Lauren’s project could change everything.

Think about what this project actually offers.

Lauren is an award-winning, well-connected stylist in the curly hair world. She knows other salon owners. She goes to industry events. She does trainings where she’s in rooms full of other professionals in the beauty space.

If a web designer does exceptional work on Lauren’s site, Lauren doesn’t just become a happy client. She becomes proof that you can do this work, and she’s in rooms full of your ideal clients every month. She trains other salon owners. She speaks at industry events. When someone in her world needs a website, she’s the person they ask. That’s not exposure. That’s a distribution channel you couldn’t buy.

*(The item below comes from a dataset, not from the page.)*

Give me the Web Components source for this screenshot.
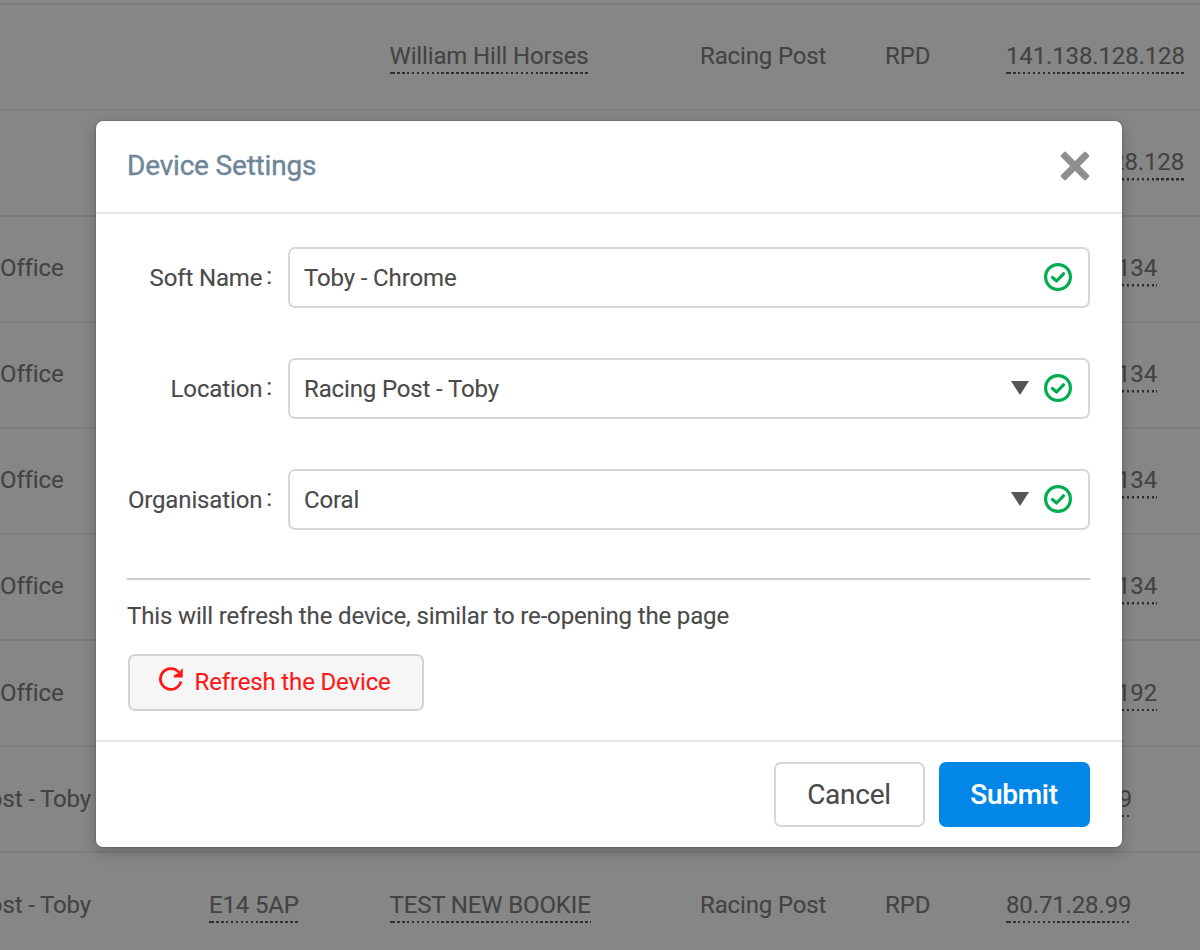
<!DOCTYPE html>
<html lang="en">
<head>
<meta charset="utf-8">
<title>Device Settings</title>
<style>
html,body{margin:0;width:1200px;height:950px;overflow:hidden;background:#868686}
body{position:relative;font-family:Roboto,"Liberation Sans",sans-serif;font-size:24px;letter-spacing:-.14px;color:#434343;-webkit-text-stroke:.12px}
</style>
</head>
<body>
<device-table></device-table>
<modal-layer>
  <settings-dialog>
    <span slot="title">Device Settings</span>
    <form-field label="Soft Name">Toby - Chrome</form-field>
    <form-field label="Location" select>Racing Post - Toby</form-field>
    <form-field label="Organisation" select>Coral</form-field>
    <refresh-section slot="extra"></refresh-section>
    <ui-button slot="actions">Cancel</ui-button>
    <ui-button slot="actions" primary>Submit</ui-button>
  </settings-dialog>
</modal-layer>
<script>
class BaseElement extends HTMLElement {
  connectedCallback() {
    if (!this.shadowRoot) this.attachShadow({ mode: 'open' }).innerHTML = this.render();
  }
}

customElements.define('device-link', class extends BaseElement {
  render() {
    return `<style>
      :host{display:block;width:max-content;min-width:var(--w,0);text-align:right;line-height:28px;padding-bottom:4.5px;
        background:linear-gradient(#2b2d31,#2b2d31) 0 100%/4px 2.5px no-repeat,
        repeating-linear-gradient(90deg,#2b2d31 0 2.6px,transparent 2.6px 4.95px) 2px 100%/100% 2.5px no-repeat}
    </style><slot></slot>`;
  }
});

customElements.define('device-row', class extends BaseElement {
  render() {
    return `<style>
      :host{display:grid;grid-template-columns:209px 180.5px 310.5px 185px 121px 194px;box-sizing:border-box;
        height:106.12px;border-top:2px solid #7c7c7c;padding-top:37.3px;align-items:start;line-height:28px;white-space:nowrap}
      .place{width:var(--end,91px);display:flex;justify-content:flex-end}
    </style>
    <div class="place"><slot name="place"></slot></div><div><slot name="code"></slot></div>
    <div><slot name="shop"></slot></div><div><slot name="group"></slot></div>
    <div><slot name="type"></slot></div><div><slot name="ip"></slot></div>`;
  }
});

customElements.define('device-table', class extends BaseElement {
  render() {
    const rows = [
      { shop: 'William Hill Horses', group: 'Racing Post', type: 'RPD', ip: '141.138.128.128' },
      { ip: '28.128', width: 178 },
      { place: 'Office', ip: '134', width: 151 }, { place: 'Office', ip: '134', width: 151 },
      { place: 'Office', ip: '134', width: 151 }, { place: 'Office', ip: '134', width: 151 },
      { place: 'Office', ip: '192', width: 151 },
      { place: 'ost - Toby', ip: '9', width: 126 },
      { place: 'ost - Toby', code: 'E14 5AP', shop: 'TEST NEW BOOKIE', group: 'Racing Post', type: 'RPD', ip: '80.71.28.99' }
    ];
    const link = (slot, text, width = 0) => text ? `<device-link slot="${slot}" style="--w:${width}px">${text}</device-link>` : '';
    const span = (slot, text) => text ? `<span slot="${slot}">${text}</span>` : '';
    return `<style>
      :host{display:block;height:950px;overflow:hidden;padding-top:2.6px;box-sizing:border-box}
      .office{--end:63.5px}
    </style>` + rows.map(r => `<device-row class="${r.place === 'Office' ? 'office' : ''}">${span('place', r.place)}${link('code', r.code)}${link('shop', r.shop)}${span('group', r.group)}${span('type', r.type)}${link('ip', r.ip, r.width)}</device-row>`).join('');
  }
});

customElements.define('modal-layer', class extends BaseElement {
  render() {
    return `<style>
      :host{position:absolute;inset:0;display:flex;align-items:flex-start;padding:121px 0 0 95.5px;color:#4a4a4a}
    </style><slot></slot>`;
  }
});

customElements.define('settings-dialog', class extends BaseElement {
  render() {
    return `<style>
      :host{display:flex;flex-direction:column;width:1026.5px;height:725.5px;box-sizing:border-box;background:#fff;border-radius:7px;
        box-shadow:0 5px 14px rgba(0,0,0,.22),0 0 2px rgba(0,0,0,.3)}
      header{height:93px;box-sizing:border-box;border-bottom:2px solid #e7e7e7;display:flex;align-items:center;justify-content:space-between;padding:0 32.5px 2px 31.5px}
      h1{margin:0;font-size:28px;line-height:32px;font-weight:400;letter-spacing:-.19px;color:#6f8698;-webkit-text-stroke:.4px #6f8698}
      header svg{display:block;margin-top:1px}
      main{flex:1;padding:33px 32.5px 0 31.5px}
      .fields{display:flex;flex-direction:column;gap:50px}
      footer{height:106.5px;box-sizing:border-box;border-top:2px solid #e7e7e7;display:flex;justify-content:flex-end;gap:14px;padding:20px 32px 0}
    </style>
    <header><h1><slot name="title"></slot></h1>
      <svg width="30" height="30" viewBox="0 0 30 30"><path d="M5 2 28 25 25 28 2 5ZM25 2 28 5 5 28 2 25Z" fill="#8f8f8f" stroke="#8f8f8f" stroke-width="2.6" stroke-linejoin="round"/></svg>
    </header>
    <main><div class="fields"><slot></slot></div><slot name="extra"></slot></main>
    <footer><slot name="actions"></slot></footer>`;
  }
});

customElements.define('form-field', class extends BaseElement {
  render() {
    const arrow = this.hasAttribute('select')
      ? '<svg class="arrow" width="18" height="14" viewBox="0 0 18 14"><path d="M0 0H18L9 14Z" fill="#555"/></svg>' : '';
    return `<style>
      :host{display:flex;align-items:center;height:61px}
      label{width:145px;text-align:right;margin-right:16px;box-sizing:border-box;line-height:28px}
      i{font-style:normal;position:relative;top:-2px;margin-left:4px}
      .box{flex:1;height:61px;box-sizing:border-box;border:2px solid #d7d7d7;border-radius:7px;display:flex;align-items:center;gap:15px;padding:0 16px 0 14px;line-height:28px}
      .text{flex:1}
      svg{display:block;margin-top:-1px}
      .arrow{margin-top:-2px}
    </style>
    <label>${this.getAttribute('label')}<i>:</i></label>
    <div class="box"><span class="text"><slot></slot></span>${arrow}
      <svg width="28" height="28" viewBox="0 0 28 28" fill="none" stroke="#00ac50"><circle cx="14" cy="14" r="12.4" stroke-width="3.2"/><path d="M8.5 14.5 12.6 18 19.5 10.800" stroke-width="3.2" stroke-linecap="round" stroke-linejoin="round"/></svg>
    </div>`;
  }
});

customElements.define('refresh-section', class extends BaseElement {
  render() {
    return `<style>
      :host{display:block;margin-top:47.500px;border-top:2px solid #ccc;padding-top:22.500px}
      p{margin:0;line-height:28px}
      button{margin:24px 0 0 .5px;width:296px;height:57px;box-sizing:border-box;border:2px solid #d2d2d2;border-radius:7px;background:#f6f6f6;
        font:inherit;letter-spacing:-.15px;color:#ff1717;-webkit-text-stroke:.12px;display:flex;align-items:center;padding:0 0 1px 28px;line-height:28px}
      svg{margin:-6px 11px 0 0}
    </style>
    <p>This will refresh the device, similar to re-opening the page</p>
    <button><svg width="26" height="26" viewBox="0 0 26 26"><path d="M22.900 15.500A10.400 10.400 0 1 1 20.800 6.300" fill="none" stroke="#ff1717" stroke-width="2.800"/><path d="M24.800 2V11.400H15.900V9.300L20 7.300Z" fill="#ff1717"/></svg>Refresh the Device</button>`;
  }
});

customElements.define('ui-button', class extends BaseElement {
  render() {
    return `<style>
      :host{display:block}
      button{width:151px;height:64.500px;box-sizing:border-box;border:2px solid #d7d7d7;border-radius:7px;background:#fff;color:#4a4a4a;
        font:inherit;font-size:28px;letter-spacing:-.25px;padding:1px 1px 0 0;line-height:32px}
      :host([primary]) button{border-color:#0286e7;background:#0286e7;color:#fff;font-weight:500}
    </style><button><slot></slot></button>`;
  }
});
</script>
</body>
</html>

For this designer, Lauren’s project isn’t a budget job they’re settling for. It’s a launchpad. They might even be willing to do the work at a lower rate, not because they‘re undervaluing themselves, but because they understand the strategic value of what they're getting.

That’s the right person for Lauren.

Not someone who makes websites. Not even someone who makes good websites. Someone for whom this specific project, at this specific moment in their business, is exactly the opportunity they need.

The Introduction

My friend Lauren does need help with a website.

And now you know everything I know. You know she runs an award-winning salon that specializes in curly hair. You know she’s deeply connected in the beauty industry. You know her budget reflects where her investment priorities are right now. And you know that for the right person—someone building a position as the go-to web designer for salons and beauty professionals—this project isn’t small. It’s strategic.

Are you that person? Do you know that person? If so, please DM me, and I’ll connect you with Lauren. Not because you “make websites.” Because this is your match.

And the next time a friend asks you for help finding someone—before you fire off a name or post a generic ask—do what I just did here. Be the matchmaker, not just the middleman. Learn enough about both sides that you could explain to each person why the other one is the right match.

If you can’t do that yet, you’re not ready to make the introduction.